In practice, the results are mixed. Kerala's panchayat system is genuinely participatory — local bodies have real power and real budgets, and citizens engage actively. In many other states, panchayats are starved of funds, captured by local elites, or reduced to implementing schemes designed in Delhi.

But the principle is sound. Economic decisions made closer to the people they affect tend to reflect those people's actual needs. A village knows whether it needs a road or a well better than a bureaucrat in the state capital. A city ward knows whether it needs a park or a sewage line better than the municipal commissioner.

The challenge is not the principle but the practice — ensuring that local bodies have real resources, real authority, and real accountability.


From Consumer to Citizen

The shift from consumer thinking to citizen thinking is not about giving up your right to good deals, low prices, and personal benefit. It is about expanding your frame.

The consumer sees the price tag. The citizen sees the supply chain behind it.

The consumer asks, "Is this good for me?" The citizen asks, "Is this good for us?"

The consumer votes with money. The citizen votes with ballots — and with voice, action, organization, and presence.

The consumer is atomized — a solitary individual making choices in a marketplace. The citizen is embedded — a member of a community, a participant in a democracy, a steward of the future.

You are always both. The question is which one you let guide your most important decisions.

THE CONSUMER                      THE CITIZEN
──────────────────────────────────────────────────
Thinks about: Price               Thinks about: Value
Time horizon: Now                 Time horizon: Generations
Cares about: My benefit           Cares about: Our well-being
Power through: Purchasing         Power through: Participation
Sees: The product                 Sees: The system
Asks: What do I get?              Asks: What world are we making?
Success: More for less            Success: Better for all

         ┌──────────────────────────┐
         │  The mature economic     │
         │  person is BOTH —        │
         │  a smart consumer AND    │
         │  an engaged citizen.     │
         │                          │
         │  The first without the   │
         │  second is selfish.      │
         │  The second without the  │
         │  first is naive.         │
         └──────────────────────────┘

The Bigger Picture

We live in an age of unprecedented consumer choice. You can order almost anything, from almost anywhere, at almost any time. The market caters to your every desire with astonishing efficiency.

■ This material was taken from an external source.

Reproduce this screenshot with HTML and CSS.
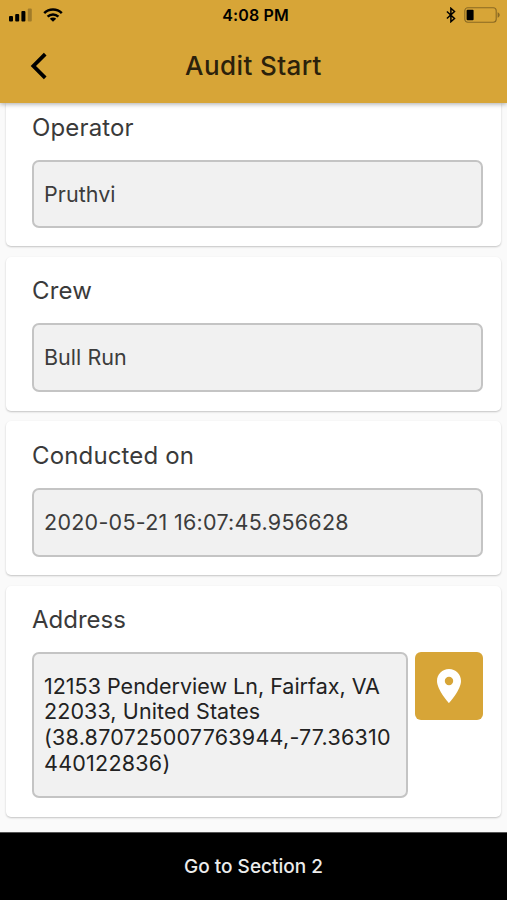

But the world that enables this convenience is built on choices that were made not by consumers but by citizens. The roads your packages travel on were built by government. The schools that educated the workers who made your goods were publicly funded. The laws that prevent your food from being poisoned were won through democratic struggle. The currency you use is backed by a state you elected.

The consumer economy rides on the rails of the citizen economy. Markets function because democracies built the infrastructure — physical, legal, institutional — that makes them possible.

If citizens disengage — if we all become pure consumers, focused only on price and convenience — the rails erode. Public schools decline. Regulation weakens. Infrastructure crumbles. Inequality widens. And eventually, the very market that served us so efficiently begins to fail — because it was never self-sustaining. It always depended on the society that created it.

The greatest economic act you can perform is not buying something at a good price. It is showing up — at a panchayat meeting, at a budget discussion, at an election booth, at a community assembly — and saying: this is my economy too. And I have something to say about how it works.

"The best argument against democracy is a five-minute conversation with the average voter. The best argument for it is everything else." — Attributed to Winston Churchill

The economy is not something that happens to you. It is something you are part of. And the more actively you participate — not just as a consumer but as a citizen — the more likely it is to work for you, your family, your neighbors, and the future you want to leave behind.